– Да, господин.

– Вот и хорошо. Тогда запомни – мы ничего не будем предпринимать, вернее, будем делать все по закону. Для нас следовать его букве нынче проще и выгоднее всего. Думаю, что еще до праздника Каиафа придет ко мне, чтобы получить разрешение на арест этого Га-Ноцри. Так?

– Да, – подтвердил Афраний.

– И мы это разрешение дадим. Ведь у нас нет оснований не верить Первосвященнику Иудеи, лицу, назначенному императорской властью? Так, Бурр?

– Именно так, прокуратор.

– Не сомневаюсь, что проповедника попытаются приговорить к смерти, но без моего разрешения им этого не сделать. И они снова придут сюда.

– Да, прокуратор.

– Скажи мне, Афраний, а обязаны ли мы казнить человека, который ничего не злоумышлял против Цезаря и римской власти? Путь он даже и пытался захватить иудейский Храм? По закону, Афраний, по его букве?

– Нет, господин.

Пилат рассмеялся, но не привычным слуху окружающих открытым смехом воина, а совершенно незнакомым начальнику тайной полиции свистящим, похожим на шелест, смешком.

– И действительно, что за преступление – врачевать в субботу?

– Вы правы, прокуратор, это не преступление… Но он называет себя царем Иудейским. Вернее, так называют его люди.

– Это, конечно, прискорбно и есть преступление против Цезаря, Рима и… – Пилат скривился. – И меня, как властителя Иудеи. Но, возможно, люди ошибаются?

– Вполне возможно, прокуратор. Люди часто ошибаются, им свойственно принимать желаемое за действительное. Но, боюсь, именно на злоумышление против власти Цезаря будут упирать те, кто придет к вам просить о вмешательстве.

– Им придется просить меня долго, как следует просить…

– И в результате? – спросил Бурр, сохраняя бесстрастное выражение лица.

– Что в результате? – переспросил Пилат и пожал широкими, по-прежнему мощными, несмотря на сидячую работу, плечами. – Не знаю, Афраний. Возможно, я дам себя уговорить. А, возможно, и не дам. Ведь это неважно? Так? В любом случае – казнят Га-Ноцри или не казнят – это будет НАШЕ решение. Не чье-нибудь – не Каиафы, не Иоханана, смердящего, как труп, не их фанатичного Синедриона, а наше… Так что, Бурр, действуй в соответствии со сказанным. Ни во что не вмешивайся до тех пор, пока не возникает опасности для власти Цезаря. Пусть все, что будет сделано, от чего ты не сможешь отвертеться, будет сделано по закону. Не по еврейскому Закону, Афраний, а по римскому. И не твоими руками! Это их внутреннее еврейское дело, Бурр. Но они должны запомнить, что их закон – это мы.

– Я понял, прокуратор.

Пилат кивнул, давая знать, что, если у начальника тайной полиции нет каких-нибудь дополнительных важных вопросов, то аудиенцию можно заканчивать.
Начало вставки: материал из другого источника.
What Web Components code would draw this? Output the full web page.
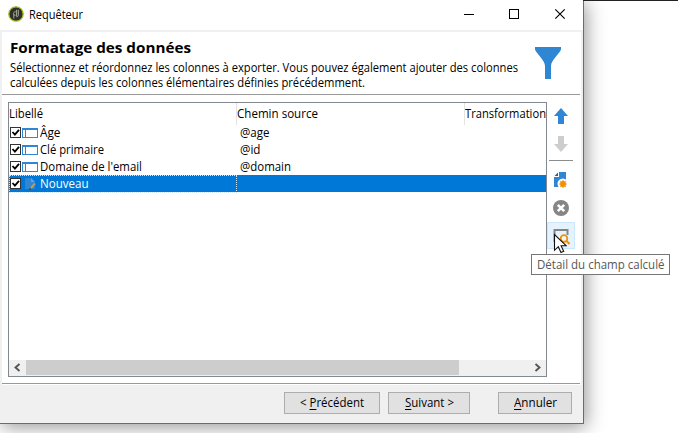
<!DOCTYPE html>
<html lang="fr"><head><meta charset="utf-8"><title>Requêteur</title>
<style>
html,body{margin:0;width:678px;height:433px;overflow:hidden;background:#fff}
body{font:12px/16px "Open Sans","Noto Sans",sans-serif;color:#000}
</style></head><body>
<query-app></query-app>
<script>
const define=(name,html,init)=>customElements.define(name,class extends HTMLElement{
  constructor(){super();this.attachShadow({mode:'open'}).innerHTML=html;}
  connectedCallback(){if(init)init(this,this.shadowRoot);}
});

/* Text run condensed or stretched to the width given in its "w" attribute. */
define('fit-text',`<style>:host{display:block;white-space:nowrap;flex:none}span{display:inline-block;transform-origin:0 0;vertical-align:top}</style><span><slot></slot></span>`,
(el,r)=>{const s=r.querySelector('span'),w=+el.getAttribute('w');
  const n=s.getBoundingClientRect().width;el.style.width=w+'px';s.style.transform='scaleX('+w/n+')';});

define('title-bar',`<style>
:host{display:flex;height:30px;background:#fff;border-bottom:2px solid #f0f0f0;padding-left:8px;align-items:flex-start}
.logo{margin:6px 5px 0 0;flex:none}fit-text{margin-top:7px}
.ctl{margin-left:auto;flex:none}
</style>
<svg class="logo" width="16" height="16"><circle cx="8" cy="8" r="7.200" fill="#2d2f2b" stroke="#a5bd24" stroke-width="1.300"/><path d="M5.800 12.500V8.500M7.800 5.800C4.800 5.500 4.500 9.500 7.500 9.300M8.600 3.800V10.500M10.300 3.800V9c0 1.200-.6 1.800-1.700 1.800" fill="none" stroke="#a9aa9c" stroke-width="1"/></svg>
<fit-text w="54">Requêteur</fit-text>
<svg class="ctl" width="119" height="30" fill="none" stroke="#000" shape-rendering="crispEdges"><path d="M0 14.500h10M45.500 9.500h9v9h-9z"/><path d="M91.300 9.300l9.400 9.400M100.700 9.300l-9.400 9.400" shape-rendering="auto" stroke-width="1.150"/></svg>`);

define('page-header',`<style>
:host{display:flex;height:62px;border-bottom:1px solid #999;margin-right:1px;padding-left:8px}
.t{flex:1;padding-top:5px}.h{font-weight:700;font-size:15px;line-height:20px}.l{line-height:15px}.first{margin-top:3px}
svg{margin:14px 18px 0 0;flex:none}
</style>
<div class="t"><fit-text class="h" w="181">Formatage des données</fit-text>
<fit-text class="l first" w="508">Sélectionnez et réordonnez les colonnes à exporter. Vous pouvez également ajouter des colonnes</fit-text>
<fit-text class="l" w="355">calculées depuis les colonnes élémentaires définies précédemment.</fit-text></div>
<svg width="28" height="34"><path d="M1 1h26v2.500C26 7 17 14.500 17 20v12.500q0 .5-.5.5h-5q-.5 0-.5-.5V20C11 14.500 2 7 1 3.500z" fill="#2f86d2"/></svg>`);

define('column-row',`<style>
:host{display:grid;grid-template-columns:228px 1fr;height:17px;line-height:18px}
.a{display:flex;align-items:flex-start;box-sizing:border-box;padding-left:1px}
svg{flex:none}.b{padding-left:3px}
:host([selected]){background:#0078d7;color:#fff}
:host([selected]) .a{outline:1px dotted #cfe6fa;outline-offset:-1px}
</style>
<div class="a"><svg width="30" height="17"><rect x=".5" y="3.500" width="10" height="10" fill="#fff" stroke="#333"/><path d="M2.500 8l2.400 2.700L9 5.800" fill="none" stroke="#000" stroke-width="1.800"/><g class="icon"></g></svg><slot name="label"></slot></div><div class="b"><slot name="source"></slot></div>`,
(el,r)=>{r.querySelector('.icon').innerHTML=el.hasAttribute('selected')
 ?'<path d="M15 3h6l4 4v7H15z" fill="#2f86d2"/><path d="M21 3v4h4z" fill="#5ba4e6"/><path d="M20.500 13.500l4.500-5" stroke="#c49a58" stroke-width="1.900"/><path d="M19.500 14.700l1.300-1.700" stroke="#54483a" stroke-width="1.500"/>'
 :'<path d="M12 4h16v10H12z" fill="#2f86d2"/><path d="M13 6h2v7h-2zM16 6h11v7H16z" fill="#fff"/>';});

define('column-list',`<style>
:host{display:flex;flex-direction:column;box-sizing:border-box;width:539px;height:275px;border:1px solid #828790;background:#fff;overflow:hidden;flex:none}
.head{display:grid;grid-template-columns:227px 228px 1fr;height:21px;line-height:22px;flex:none}
.head div+div{border-left:1px solid #e3e3e3}
.rows{flex:1}.bar{height:16px;display:flex;background:#f0f0f0}
.thumb{width:433px;height:15px;background:#cdcdcd}.bar svg{flex:none}
.bar svg:last-child{margin-left:auto}
</style>
<div class="head"><div><fit-text w="34">Libellé</fit-text></div><div><fit-text w="81">Chemin source</fit-text></div><div><fit-text w="81">Transformation</fit-text></div></div>
<div class="rows">
<column-row><fit-text slot="label" w="20.500">Âge</fit-text><fit-text slot="source" w="29.500">@age</fit-text></column-row>
<column-row><fit-text slot="label" w="64">Clé primaire</fit-text><fit-text slot="source" w="20.500">@id</fit-text></column-row>
<column-row><fit-text slot="label" w="102">Domaine de l'email</fit-text><fit-text slot="source" w="51">@domain</fit-text></column-row>
<column-row selected><fit-text slot="label" w="48.500">Nouveau</fit-text></column-row>
</div>
<div class="bar"><svg width="17" height="16"><path d="M10.500 4L6.500 7.500l4 3.500" fill="none" stroke="#555" stroke-width="1.900"/></svg><div class="thumb"></div><svg width="17" height="16"><path d="M6.500 4l4 3.500-4 3.500" fill="none" stroke="#555" stroke-width="1.900"/></svg></div>`);

define('tool-button',`<style>:host{display:flex;box-sizing:border-box;width:28px;height:28px;align-items:center;justify-content:center;border:1px solid transparent}:host([hot]){background:#e5f3ff;border-color:#cce8ff;height:27px}</style><slot></slot>`);

define('tool-strip',`<style>
:host{display:flex;flex-direction:column;width:28px}
hr{width:24px;height:1px;border:0;background:#8c8c8c;margin:2px 0 5px 2px}svg{display:block}
</style>
<tool-button><svg width="16" height="18"><path d="M8 1l7 8h-4v8H5V9H1z" fill="#2f86d2"/></svg></tool-button>
<tool-button><svg width="16" height="18"><path d="M8 17l7-8h-4V1H5v8H1z" fill="#cdcdcd"/></svg></tool-button>
<hr>
<tool-button><svg width="16" height="18"><path d="M6 1h7v9H9l-3 6H1V6h5z" fill="#2f86d2"/><path d="M1.500 5L5 1.500V5z" fill="#1b64a8"/><circle cx="9.800" cy="12.800" r="5.300" fill="#fff"/><path d="M10 9v8M6 13h8M7.200 10.200l5.600 5.600M12.800 10.200l-5.600 5.600" stroke="#f3a52f" stroke-width="1.200"/><circle cx="10" cy="13" r="2.900" fill="#f09000"/></svg></tool-button>
<tool-button><svg width="16" height="16"><circle cx="8" cy="8" r="8" fill="#858585"/><path d="M4.800 4.800l6.400 6.400M11.200 4.800l-6.400 6.400" stroke="#fff" stroke-width="2.600"/></svg></tool-button>
<tool-button hot><svg width="18" height="18"><path d="M2.500 15V3h13v5" fill="none" stroke="#858585" stroke-width="2"/><circle cx="12" cy="11.500" r="3.300" fill="#f4f7fa" stroke="#f09000" stroke-width="1.700"/><path d="M14.300 13.800l3.200 3.200" stroke="#f09000" stroke-width="2"/></svg></tool-button>`);

define('push-button',`<style>
:host{display:flex;box-sizing:border-box;height:22px;border:1px solid #adadad;background:#e1e1e1;justify-content:center}
</style><slot></slot>`);

define('dialog-footer',`<style>
:host{display:flex;flex:none;box-sizing:border-box;height:38px;background:#f0f0f0;padding:7px 9px 0 282px}
push-button{line-height:20px}
.p{width:96px}.s{width:82px;margin-left:8px}.a{width:74px;margin-left:28px}
u{text-decoration:underline;text-underline-offset:2px;text-decoration-thickness:1px}
</style>
<push-button class="p"><fit-text w="64">&lt; <u>P</u>récédent</fit-text></push-button>
<push-button class="s"><fit-text w="49"><u>S</u>uivant &gt;</fit-text></push-button>
<push-button class="a"><fit-text w="43"><u>A</u>nnuler</fit-text></push-button>`);

define('query-window',`<style>
:host{display:flex;flex-direction:column;box-sizing:border-box;width:584px;height:424px;border-right:1px solid #6b6b6b;border-bottom:1px solid #6b6b6b;background:#f0f0f0;box-shadow:2px 3px 18px rgba(0,0,0,.42)}
.body{margin:0 2px;background:#fff;height:353px;flex:none}
.work{display:flex;padding:7px 0 6px 6px}
.rule{height:1px;background:#999;margin-right:1px}
dialog-footer{margin:0 2px}
</style>
<title-bar></title-bar>
<div class="body"><page-header></page-header><div class="work"><column-list></column-list><tool-strip></tool-strip></div><div class="rule"></div></div>
<dialog-footer></dialog-footer>`);

define('tool-tip',`<style>:host{box-sizing:border-box;width:139px;height:21px;border:1px solid #767676;background:#fff;color:#575757;padding:2px 0 0 5px}</style><slot></slot>`);

define('query-app',`<style>
:host{display:block;position:relative;width:678px;height:433px;overflow:hidden}
.edge{position:absolute;left:583px;right:0;top:0;height:1px;background:#222}
tool-tip{position:absolute;left:531px;top:254px}
.cursor{position:absolute;left:553px;top:233px}
</style>
<query-window></query-window><div class="edge"></div>
<svg class="cursor" width="14" height="21"><path d="M1.500 1.500v15.800l3.800-3.600 2.700 5.800 2.700-1.200-2.600-5.600h5z" fill="#fff" stroke="#111" stroke-width="1.100"/></svg>
<tool-tip><fit-text w="127.500">Détail du champ calculé</fit-text></tool-tip>`);
</script></body></html>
У Афрания вопросов не было.

А если и были, то он не считал, что настало время их задать. Нужно было обдумать услышанное, привыкнуть к мысли, что все годы он недооценивал хитрость и ум человека, сидящего перед ним в кресле с высокой резной спинкой. Пусть одежды укрывают массивное, слегка покрывшееся жирком праздности тело воина, но за широким лбом скрывается недюжинный ум прекрасного политика и умелого игрока.

Да, к этой мысли нужно привыкнуть. И принять решение, как вести себя дальше.

Слегка согнув спину в полупоклоне (Пилат терпеть не мог подобострастно согбенных подчиненных и не скрывал этого), Афраний Бурр попрощался и вышел из залы. Ожидающий за дверями секретарь вопросительно взглянул на начальника тайной полиции и, получив в ответ утвердительный кивок, с мышиной ловкостью проскользнул к своему столу, чтобы возобновить прерванную приходом Бурра работу.